EXERCISE PROMPT — Write out, word for word, every line from the first one through the line that holds "const cell = 'h-[24.8px]", and nothing else; skip the pictures.

+++++

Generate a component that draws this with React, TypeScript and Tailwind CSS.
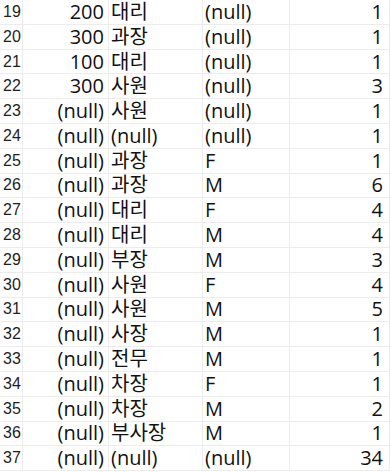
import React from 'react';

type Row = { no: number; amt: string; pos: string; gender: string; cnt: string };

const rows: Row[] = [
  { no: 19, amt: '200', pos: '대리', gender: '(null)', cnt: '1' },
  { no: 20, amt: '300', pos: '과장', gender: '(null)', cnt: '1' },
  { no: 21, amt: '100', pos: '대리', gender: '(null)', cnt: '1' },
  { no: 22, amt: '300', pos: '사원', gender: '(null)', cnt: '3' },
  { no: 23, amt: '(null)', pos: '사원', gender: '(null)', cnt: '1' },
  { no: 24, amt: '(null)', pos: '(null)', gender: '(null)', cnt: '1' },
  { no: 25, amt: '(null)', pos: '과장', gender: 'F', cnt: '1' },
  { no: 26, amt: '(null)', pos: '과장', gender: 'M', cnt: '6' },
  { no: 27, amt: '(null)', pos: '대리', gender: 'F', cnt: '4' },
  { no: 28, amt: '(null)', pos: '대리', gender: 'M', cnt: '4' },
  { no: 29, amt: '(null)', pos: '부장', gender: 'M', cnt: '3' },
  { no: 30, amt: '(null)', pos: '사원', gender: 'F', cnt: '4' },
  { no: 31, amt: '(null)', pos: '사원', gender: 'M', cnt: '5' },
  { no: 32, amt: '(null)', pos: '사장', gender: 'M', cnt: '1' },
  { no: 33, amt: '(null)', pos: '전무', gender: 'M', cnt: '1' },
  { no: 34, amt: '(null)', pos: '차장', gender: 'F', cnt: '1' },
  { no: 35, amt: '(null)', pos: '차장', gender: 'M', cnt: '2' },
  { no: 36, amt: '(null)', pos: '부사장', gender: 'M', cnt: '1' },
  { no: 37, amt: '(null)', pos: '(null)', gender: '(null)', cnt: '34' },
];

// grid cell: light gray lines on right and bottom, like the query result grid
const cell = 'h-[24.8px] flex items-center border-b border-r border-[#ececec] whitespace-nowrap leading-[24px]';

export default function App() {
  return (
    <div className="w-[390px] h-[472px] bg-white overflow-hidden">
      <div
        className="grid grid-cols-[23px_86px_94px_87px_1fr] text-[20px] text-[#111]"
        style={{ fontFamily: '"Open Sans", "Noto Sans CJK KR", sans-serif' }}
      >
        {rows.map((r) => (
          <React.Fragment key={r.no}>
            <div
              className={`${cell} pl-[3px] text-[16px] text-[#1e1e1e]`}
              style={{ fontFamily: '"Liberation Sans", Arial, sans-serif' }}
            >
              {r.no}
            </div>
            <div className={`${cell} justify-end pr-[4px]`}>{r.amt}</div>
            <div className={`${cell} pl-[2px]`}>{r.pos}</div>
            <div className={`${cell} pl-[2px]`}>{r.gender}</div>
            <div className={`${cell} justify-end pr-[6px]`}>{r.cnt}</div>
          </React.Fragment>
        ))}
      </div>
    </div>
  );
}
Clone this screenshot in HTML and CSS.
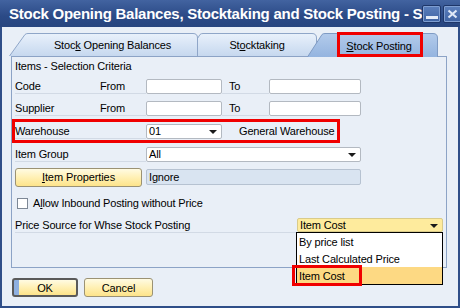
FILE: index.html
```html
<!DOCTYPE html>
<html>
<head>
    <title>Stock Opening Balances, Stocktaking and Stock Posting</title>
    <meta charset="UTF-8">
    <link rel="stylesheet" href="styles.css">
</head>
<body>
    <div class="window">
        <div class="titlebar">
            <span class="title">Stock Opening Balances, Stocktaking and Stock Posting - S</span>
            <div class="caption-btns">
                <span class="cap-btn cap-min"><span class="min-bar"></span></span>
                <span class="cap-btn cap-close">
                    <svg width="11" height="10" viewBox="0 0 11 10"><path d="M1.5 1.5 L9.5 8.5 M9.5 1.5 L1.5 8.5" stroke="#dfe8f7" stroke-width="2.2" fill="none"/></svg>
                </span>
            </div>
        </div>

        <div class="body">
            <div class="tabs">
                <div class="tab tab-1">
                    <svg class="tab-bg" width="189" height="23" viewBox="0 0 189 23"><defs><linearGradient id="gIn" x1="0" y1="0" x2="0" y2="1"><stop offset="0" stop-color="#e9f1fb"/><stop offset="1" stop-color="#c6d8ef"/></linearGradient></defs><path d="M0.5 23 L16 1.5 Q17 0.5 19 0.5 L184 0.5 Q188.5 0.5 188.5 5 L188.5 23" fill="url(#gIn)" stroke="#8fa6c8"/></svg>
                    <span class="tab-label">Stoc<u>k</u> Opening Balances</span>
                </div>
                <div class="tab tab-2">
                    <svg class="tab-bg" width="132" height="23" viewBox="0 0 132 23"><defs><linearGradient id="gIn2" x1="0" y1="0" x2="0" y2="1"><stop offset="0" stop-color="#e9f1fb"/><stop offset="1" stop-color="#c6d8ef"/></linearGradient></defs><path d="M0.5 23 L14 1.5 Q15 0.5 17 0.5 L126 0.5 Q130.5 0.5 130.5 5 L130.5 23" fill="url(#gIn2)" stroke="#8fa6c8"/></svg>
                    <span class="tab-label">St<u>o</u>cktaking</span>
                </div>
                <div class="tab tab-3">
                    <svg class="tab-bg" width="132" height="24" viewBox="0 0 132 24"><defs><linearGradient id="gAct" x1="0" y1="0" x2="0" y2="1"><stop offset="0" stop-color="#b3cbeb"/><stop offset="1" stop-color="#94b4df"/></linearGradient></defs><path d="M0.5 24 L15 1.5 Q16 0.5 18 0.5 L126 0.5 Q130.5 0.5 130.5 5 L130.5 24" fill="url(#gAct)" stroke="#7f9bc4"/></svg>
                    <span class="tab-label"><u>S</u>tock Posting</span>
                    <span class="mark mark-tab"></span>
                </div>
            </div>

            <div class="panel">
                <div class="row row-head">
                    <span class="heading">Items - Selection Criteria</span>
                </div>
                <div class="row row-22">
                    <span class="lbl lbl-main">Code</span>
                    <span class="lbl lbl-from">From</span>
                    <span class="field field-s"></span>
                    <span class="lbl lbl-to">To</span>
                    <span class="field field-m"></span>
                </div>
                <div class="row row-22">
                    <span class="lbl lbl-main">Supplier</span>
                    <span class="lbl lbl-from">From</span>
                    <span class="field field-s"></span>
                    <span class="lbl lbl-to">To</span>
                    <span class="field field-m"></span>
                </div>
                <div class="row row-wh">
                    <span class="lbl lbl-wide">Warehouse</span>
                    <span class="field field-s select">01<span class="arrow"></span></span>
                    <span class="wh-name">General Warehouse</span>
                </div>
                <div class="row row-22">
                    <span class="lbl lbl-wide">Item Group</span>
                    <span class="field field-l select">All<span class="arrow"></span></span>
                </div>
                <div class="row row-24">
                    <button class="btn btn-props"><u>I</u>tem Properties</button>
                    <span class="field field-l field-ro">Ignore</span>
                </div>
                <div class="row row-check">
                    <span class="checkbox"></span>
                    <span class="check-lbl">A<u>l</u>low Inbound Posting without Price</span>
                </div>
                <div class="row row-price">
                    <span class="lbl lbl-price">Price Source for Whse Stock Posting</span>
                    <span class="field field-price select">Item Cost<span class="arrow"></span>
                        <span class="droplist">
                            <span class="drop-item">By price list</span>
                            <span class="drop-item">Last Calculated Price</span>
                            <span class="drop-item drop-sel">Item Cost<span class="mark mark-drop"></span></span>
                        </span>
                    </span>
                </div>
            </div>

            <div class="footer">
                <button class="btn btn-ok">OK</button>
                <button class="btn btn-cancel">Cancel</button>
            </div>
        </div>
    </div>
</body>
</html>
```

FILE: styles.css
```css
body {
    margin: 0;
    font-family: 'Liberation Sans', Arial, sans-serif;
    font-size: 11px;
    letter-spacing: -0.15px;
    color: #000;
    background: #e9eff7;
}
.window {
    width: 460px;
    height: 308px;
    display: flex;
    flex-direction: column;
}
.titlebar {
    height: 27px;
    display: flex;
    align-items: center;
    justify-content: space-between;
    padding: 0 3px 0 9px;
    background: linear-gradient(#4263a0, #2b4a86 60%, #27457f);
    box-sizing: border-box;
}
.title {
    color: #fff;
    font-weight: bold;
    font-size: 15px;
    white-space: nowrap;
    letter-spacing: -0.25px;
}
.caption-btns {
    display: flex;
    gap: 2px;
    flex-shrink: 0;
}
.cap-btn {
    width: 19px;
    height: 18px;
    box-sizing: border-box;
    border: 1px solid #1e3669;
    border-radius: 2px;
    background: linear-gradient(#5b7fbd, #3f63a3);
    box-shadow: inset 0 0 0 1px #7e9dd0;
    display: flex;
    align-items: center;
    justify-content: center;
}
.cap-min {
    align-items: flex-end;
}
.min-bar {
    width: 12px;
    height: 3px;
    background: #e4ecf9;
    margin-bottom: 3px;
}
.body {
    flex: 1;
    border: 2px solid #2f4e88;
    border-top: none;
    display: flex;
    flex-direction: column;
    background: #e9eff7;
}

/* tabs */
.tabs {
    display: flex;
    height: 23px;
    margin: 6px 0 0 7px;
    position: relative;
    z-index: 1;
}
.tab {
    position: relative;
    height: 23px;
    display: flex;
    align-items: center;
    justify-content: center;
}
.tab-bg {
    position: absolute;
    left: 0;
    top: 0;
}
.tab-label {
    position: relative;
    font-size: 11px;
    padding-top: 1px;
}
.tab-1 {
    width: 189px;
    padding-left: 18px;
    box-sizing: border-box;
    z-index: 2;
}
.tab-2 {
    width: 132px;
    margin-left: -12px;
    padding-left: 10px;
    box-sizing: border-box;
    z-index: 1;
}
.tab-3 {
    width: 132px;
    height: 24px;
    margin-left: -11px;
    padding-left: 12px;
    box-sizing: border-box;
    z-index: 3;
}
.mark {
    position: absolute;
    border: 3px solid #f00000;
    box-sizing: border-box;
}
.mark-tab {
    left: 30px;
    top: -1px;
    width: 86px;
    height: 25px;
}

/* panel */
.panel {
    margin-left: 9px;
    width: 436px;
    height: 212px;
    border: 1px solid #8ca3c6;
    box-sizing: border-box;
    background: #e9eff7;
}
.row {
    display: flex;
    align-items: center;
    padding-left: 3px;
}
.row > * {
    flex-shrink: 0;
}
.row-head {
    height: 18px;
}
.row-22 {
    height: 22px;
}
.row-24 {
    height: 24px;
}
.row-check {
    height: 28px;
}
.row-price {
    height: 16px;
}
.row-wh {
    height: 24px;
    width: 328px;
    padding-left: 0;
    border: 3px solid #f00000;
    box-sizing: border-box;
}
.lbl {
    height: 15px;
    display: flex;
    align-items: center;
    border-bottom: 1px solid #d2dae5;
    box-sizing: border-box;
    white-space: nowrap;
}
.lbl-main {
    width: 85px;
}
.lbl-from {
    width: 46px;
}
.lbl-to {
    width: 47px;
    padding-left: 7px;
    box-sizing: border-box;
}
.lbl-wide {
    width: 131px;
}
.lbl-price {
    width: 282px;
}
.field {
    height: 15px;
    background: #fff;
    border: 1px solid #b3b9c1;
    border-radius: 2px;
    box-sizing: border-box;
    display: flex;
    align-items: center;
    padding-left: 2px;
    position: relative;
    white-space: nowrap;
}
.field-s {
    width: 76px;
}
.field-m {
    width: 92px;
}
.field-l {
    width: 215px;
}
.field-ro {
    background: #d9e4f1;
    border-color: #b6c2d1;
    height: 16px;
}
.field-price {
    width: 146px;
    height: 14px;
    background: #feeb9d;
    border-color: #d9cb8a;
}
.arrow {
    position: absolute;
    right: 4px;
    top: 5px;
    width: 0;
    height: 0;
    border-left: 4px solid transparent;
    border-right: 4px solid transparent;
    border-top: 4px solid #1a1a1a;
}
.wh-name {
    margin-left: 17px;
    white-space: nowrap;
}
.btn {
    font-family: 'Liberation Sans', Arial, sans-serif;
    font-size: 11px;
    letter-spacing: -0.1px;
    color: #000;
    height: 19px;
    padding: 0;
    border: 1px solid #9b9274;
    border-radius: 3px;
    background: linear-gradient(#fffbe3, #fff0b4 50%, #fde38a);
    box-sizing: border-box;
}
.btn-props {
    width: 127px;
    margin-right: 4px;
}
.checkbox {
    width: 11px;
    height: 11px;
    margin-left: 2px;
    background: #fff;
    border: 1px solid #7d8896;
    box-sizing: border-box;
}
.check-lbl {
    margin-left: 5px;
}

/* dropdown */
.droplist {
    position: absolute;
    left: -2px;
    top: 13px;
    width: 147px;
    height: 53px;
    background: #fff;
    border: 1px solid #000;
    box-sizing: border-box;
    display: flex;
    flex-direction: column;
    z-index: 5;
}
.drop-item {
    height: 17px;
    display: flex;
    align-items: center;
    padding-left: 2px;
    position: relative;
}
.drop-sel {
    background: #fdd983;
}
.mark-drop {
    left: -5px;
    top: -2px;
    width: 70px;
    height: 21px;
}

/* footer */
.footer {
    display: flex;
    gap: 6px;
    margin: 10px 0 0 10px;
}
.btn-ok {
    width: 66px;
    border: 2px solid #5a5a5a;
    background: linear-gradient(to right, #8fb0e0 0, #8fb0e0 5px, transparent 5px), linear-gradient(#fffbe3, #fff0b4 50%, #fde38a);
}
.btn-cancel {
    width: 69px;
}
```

+++++

SOLUTION FOR THIS TASK —
Generate a component that draws this with React, TypeScript and Tailwind CSS.
import React from 'react';

type Row = { no: number; amt: string; pos: string; gender: string; cnt: string };

const rows: Row[] = [
  { no: 19, amt: '200', pos: '대리', gender: '(null)', cnt: '1' },
  { no: 20, amt: '300', pos: '과장', gender: '(null)', cnt: '1' },
  { no: 21, amt: '100', pos: '대리', gender: '(null)', cnt: '1' },
  { no: 22, amt: '300', pos: '사원', gender: '(null)', cnt: '3' },
  { no: 23, amt: '(null)', pos: '사원', gender: '(null)', cnt: '1' },
  { no: 24, amt: '(null)', pos: '(null)', gender: '(null)', cnt: '1' },
  { no: 25, amt: '(null)', pos: '과장', gender: 'F', cnt: '1' },
  { no: 26, amt: '(null)', pos: '과장', gender: 'M', cnt: '6' },
  { no: 27, amt: '(null)', pos: '대리', gender: 'F', cnt: '4' },
  { no: 28, amt: '(null)', pos: '대리', gender: 'M', cnt: '4' },
  { no: 29, amt: '(null)', pos: '부장', gender: 'M', cnt: '3' },
  { no: 30, amt: '(null)', pos: '사원', gender: 'F', cnt: '4' },
  { no: 31, amt: '(null)', pos: '사원', gender: 'M', cnt: '5' },
  { no: 32, amt: '(null)', pos: '사장', gender: 'M', cnt: '1' },
  { no: 33, amt: '(null)', pos: '전무', gender: 'M', cnt: '1' },
  { no: 34, amt: '(null)', pos: '차장', gender: 'F', cnt: '1' },
  { no: 35, amt: '(null)', pos: '차장', gender: 'M', cnt: '2' },
  { no: 36, amt: '(null)', pos: '부사장', gender: 'M', cnt: '1' },
  { no: 37, amt: '(null)', pos: '(null)', gender: '(null)', cnt: '34' },
];

// grid cell: light gray lines on right and bottom, like the query result grid
const cell = 'h-[24.8px] flex items-center border-b border-r border-[#ececec] whitespace-nowrap leading-[24px]';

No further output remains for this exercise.